Je vous avouerai encore que vos factions de toute espèce qui partagent Paris me dégoûtent un peu des Welches. Il faudra bien qu’à la fin toutes ces cabales se dissipent. On a beau protéger les Du Jonquay, et mettre dans toutes les gazettes que le conseil du roi va casser l’arrêt du parlement ; ni le conseil, ni le public éclairé, ne le casseront, et monsieur le premier président jouira de la gloire d’avoir découvert la vérité et de l’avoir fait connaître. Je ne sais rien de plus absurde et de plus criminel que toute la manœuvre de ces coquins. Il me paraît clair qu’il y a cinq ou six coupables qui ont voulu partager le gâteau des cent mille écus ; que le testament de la Véron ressemble à celui de Crispin dans le Légataire universel ; que le tapissier usurier Aubourg[2], qui a acheté ce procès, et qui l’a conduit, est un fripon digne des galères, malgré les éloges que l’avocat Vermeil lui a prodigués ; que le cocher Gilbert est un des plus insolents fourbes qui aient jamais bravé la justice.

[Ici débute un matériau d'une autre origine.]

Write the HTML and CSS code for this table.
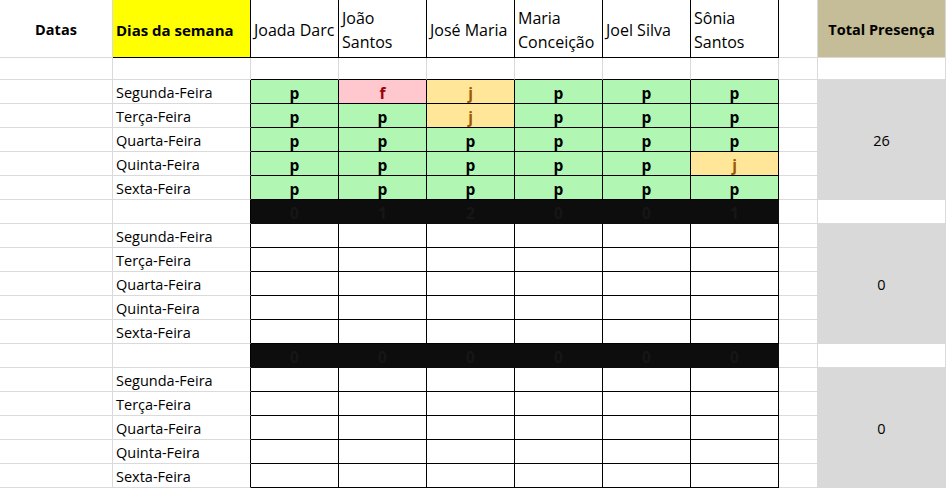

J’oserais même espérer que ce cocher Gilbert, fait pour mener la charrette qui doit le conduire à la Grève, pourrait, puisqu’il est en prison, découvrir toute l’intrigue de cette canaille, et attirer enfin sur elle les peines qu’elle a méritées. C’est une chose trop honteuse pour notre nation que cette bande de scélérats trouve encore des protecteurs, après le jugement si doux du parlement.

Je suis très-attaché à Mme de Sauvigny, dont vous me faites l’honneur de me parler. Je n’ai monsieur son frère depuis deux ans chez moi que par considération pour elle, et pour le préserver de sa ruine entière, où il courait de toutes ses forces. Il a besoin d’être un peu contenu, quoiqu’il soit assurément dans l’âge d’être sage. Mme de Sauvigny s’est conduite en dernier lieu avec la générosité la plus noble.

Adieu, monsieur ; conservez-moi un peu d’amitié. Mme Denis vous fait ses compliments.

  1. Voyez la lettre 8955.
  2. Voyez tome XXVIII, page 509.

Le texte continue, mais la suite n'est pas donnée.